En los escritores más solventes, la violencia está más sugerida que mostrada, como cabía esperar. Fernando Aramburu dedica un cuento de No ser no duele a las algaradas destructivas de unos alevines de terroristas mediante el recurso a la alusión, y otra acción violenta del mismo signo se narra en El trompetista del Utopía sin estridencia alguna. En El amor, la inocencia y otros excesos, Luciano G. Egido relata una historia que comienza con cuatro asesinatos, pero que es una profunda novela de amor. En cualquier obra de Andreu Martín, Juan Madrid y otros cultivadores de la novela negra hay más violencia -y también quizá más reflejo social- que en los demás sectores de la narrativa española, muy moderada en la plasmación de la brutalidad física.
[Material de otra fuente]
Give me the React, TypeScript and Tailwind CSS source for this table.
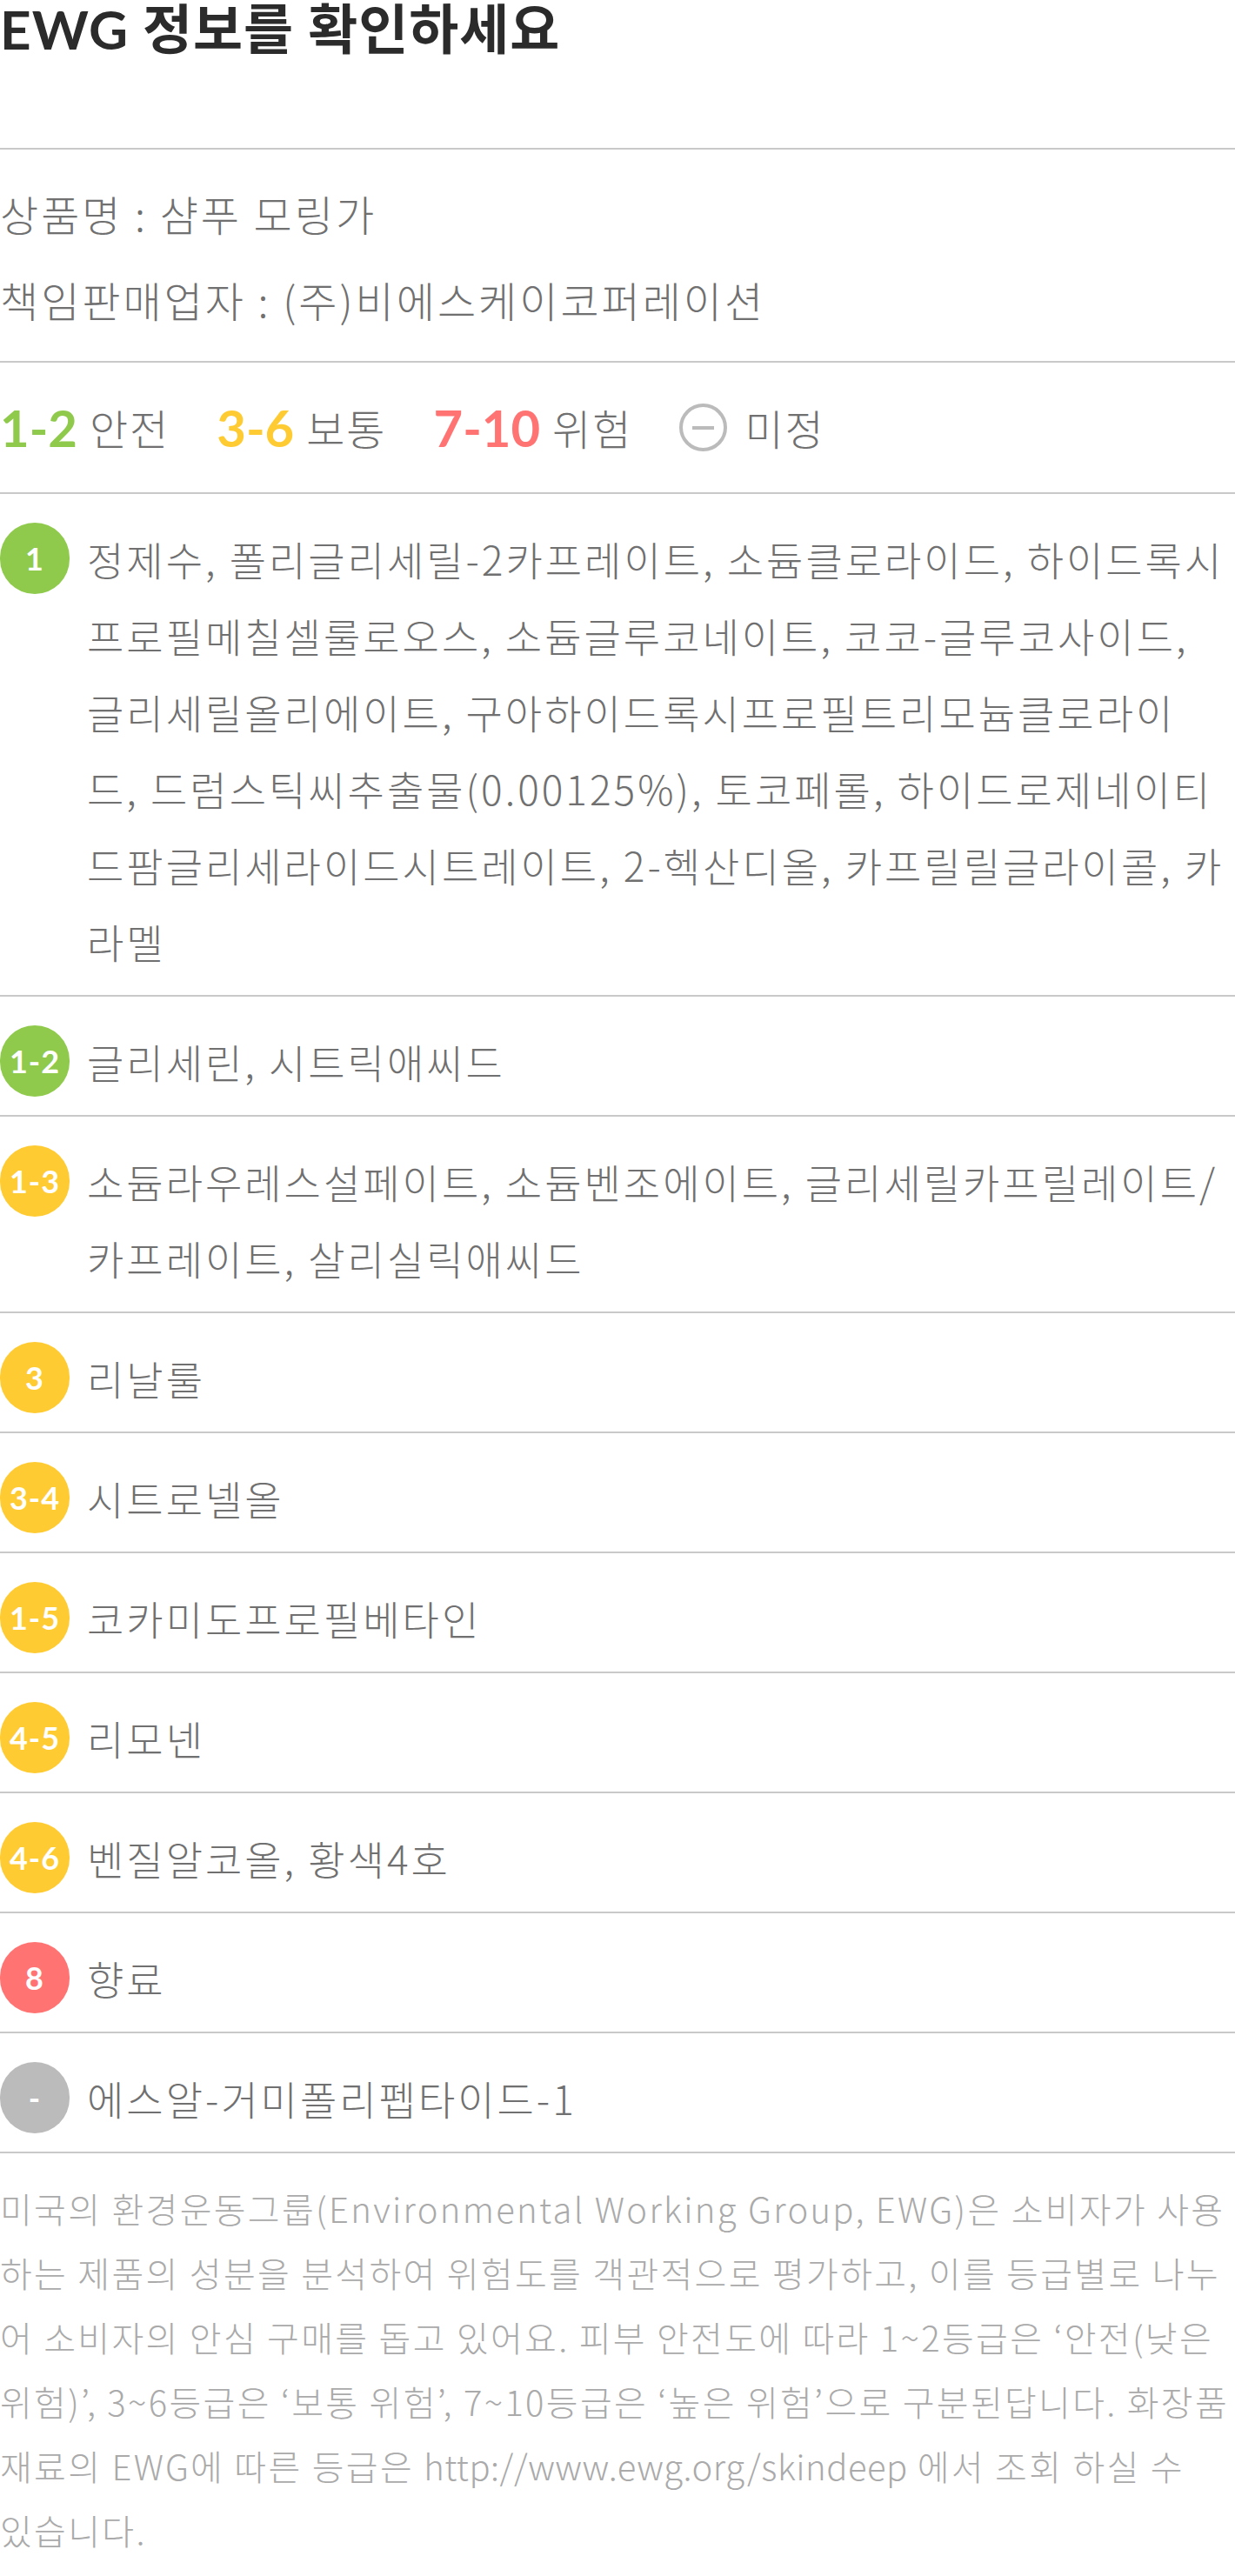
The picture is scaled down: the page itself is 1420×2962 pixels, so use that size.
import React from "react";

type Grade = "safe" | "normal" | "danger" | "unknown";

const BADGE_COLOR: Record<Grade, string> = {
  safe: "bg-[#8fca4c]",
  normal: "bg-[#ffcb32]",
  danger: "bg-[#ff7473]",
  unknown: "bg-[#bbbbbb]",
};

// 줄바꿈 위치는 원본 화면과 같게 맞춤
const INGREDIENTS: { grade: Grade; score: string; lines: string[] }[] = [
  {
    grade: "safe",
    score: "1",
    lines: [
      "정제수, 폴리글리세릴-2카프레이트, 소듐클로라이드, 하이드록시",
      "프로필메칠셀룰로오스, 소듐글루코네이트, 코코-글루코사이드,",
      "글리세릴올리에이트, 구아하이드록시프로필트리모늄클로라이",
      "드, 드럼스틱씨추출물(0.00125%), 토코페롤, 하이드로제네이티",
      "드팜글리세라이드시트레이트, 2-헥산디올, 카프릴릴글라이콜, 카",
      "라멜",
    ],
  },
  { grade: "safe", score: "1-2", lines: ["글리세린, 시트릭애씨드"] },
  {
    grade: "normal",
    score: "1-3",
    lines: [
      "소듐라우레스설페이트, 소듐벤조에이트, 글리세릴카프릴레이트/",
      "카프레이트, 살리실릭애씨드",
    ],
  },
  { grade: "normal", score: "3", lines: ["리날룰"] },
  { grade: "normal", score: "3-4", lines: ["시트로넬올"] },
  { grade: "normal", score: "1-5", lines: ["코카미도프로필베타인"] },
  { grade: "normal", score: "4-5", lines: ["리모넨"] },
  { grade: "normal", score: "4-6", lines: ["벤질알코올, 황색4호"] },
  { grade: "danger", score: "8", lines: ["향료"] },
  { grade: "unknown", score: "-", lines: ["에스알-거미폴리펩타이드-1"] },
];

const LEGEND = [
  { range: "1-2", label: "안전", color: "text-[#8fca4c]" },
  { range: "3-6", label: "보통", color: "text-[#ffcb32]" },
  { range: "7-10", label: "위험", color: "text-[#ff7473]" },
];

const Badge = ({ grade, score }: { grade: Grade; score: string }) => (
  <span
    className={`mt-[3px] flex h-[82px] w-[80px] shrink-0 items-center justify-center rounded-full font-['Lato',sans-serif] text-[36px] font-bold tracking-[1px] text-white ${BADGE_COLOR[grade]}`}
  >
    {score}
  </span>
);

export default function App() {
  return (
    <div className="w-[1420px] bg-white font-['Noto_Sans_CJK_KR','Noto_Sans',sans-serif] font-light text-[#707070]">
      {/* 제목 */}
      <h2 className="pb-[104px] font-['Lato','Noto_Sans_CJK_KR',sans-serif] text-[62px] leading-[66px] font-bold tracking-[1px] text-[#2b2b2b]">
        EWG 정보를 확인하세요
      </h2>

      {/* 상품 정보 */}
      <div className="flex flex-col gap-[33px] border-t-2 border-[#c9c9c9] pt-10 pb-[38px] text-[48px] leading-[66px] tracking-[3px]">
        <p>상품명 : 샴푸 모링가</p>
        <p>책임판매업자 : (주)비에스케이코퍼레이션</p>
      </div>

      {/* 등급 범례 */}
      <div className="flex items-center gap-[54px] border-t-2 border-[#c9c9c9] py-[45px] leading-[59px]">
        {LEGEND.map(({ range, label, color }) => (
          <div key={range} className="flex items-center gap-[14px]">
            <span
              className={`font-['Lato',sans-serif] text-[58px] font-bold ${color}`}
            >
              {range}
            </span>
            <span className="text-[48px] tracking-[2px]">{label}</span>
          </div>
        ))}
        <div className="flex items-center gap-[20px]">
          <span className="flex h-[55px] w-[55px] items-center justify-center rounded-full border-4 border-[#bbbbbb]">
            <span className="h-[4px] w-[25px] bg-[#bbbbbb]" />
          </span>
          <span className="text-[48px] tracking-[2px]">미정</span>
        </div>
      </div>

      {/* 성분 목록 */}
      <ul className="border-t-2 border-[#c9c9c9]">
        {INGREDIENTS.map(({ grade, score, lines }) => (
          <li
            key={score + lines[0]}
            className="flex items-start gap-[20px] border-b-2 border-[#c9c9c9] pt-[30px] pb-[18px]"
          >
            <Badge grade={grade} score={score} />
            <p className="min-w-0 flex-1 text-[46px] leading-[88px] tracking-[3px]">
              {lines.map((line) => (
                <span key={line} className="block whitespace-nowrap">
                  {line}
                </span>
              ))}
            </p>
          </li>
        ))}
      </ul>

      {/* 안내 문구 */}
      <div className="pt-[26px] pb-[18px] text-[40px] leading-[74px] tracking-[2.3px] whitespace-nowrap text-[#aaaaaa]">
        <p>미국의 환경운동그룹(Environmental Working Group, EWG)은 소비자가 사용</p>
        <p>하는 제품의 성분을 분석하여 위험도를 객관적으로 평가하고, 이를 등급별로 나누</p>
        <p>어 소비자의 안심 구매를 돕고 있어요. 피부 안전도에 따라 1~2등급은 ‘안전(낮은</p>
        <p>위험)’, 3~6등급은 ‘보통 위험’, 7~10등급은 ‘높은 위험’으로 구분된답니다. 화장품</p>
        <p>
          재료의 EWG에 따른 등급은{" "}
          <span className="tracking-[0.5px]">http://www.ewg.org/skindeep</span>{" "}
          에서 조회 하실 수
        </p>
        <p>있습니다.</p>
      </div>
    </div>
  );
}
O tal vez muy desinteresada. La violencia asoma asiduamente en ese cine más mostrativo que sugeridor que ahora se lleva, y con mayor frecuencia aún en la realidad cotidiana. Pero nuestra novela no representa adecuadamente la situación. El antiguo espejo colocado frente a la realidad se ha enturbiado; el desgaste lo ha vuelto opaco y casi inservible. Ni exhibición tosca ni sutil alusión. Basta con mirar hacia otro lado: hacia el paraíso infantil, hacia los amores y desamores de la adolescencia, hacia la mítica huelga contra el franquismo, hacia las infidelidades conyugales, hacia el propio ombligo, en fin, como centro del universo.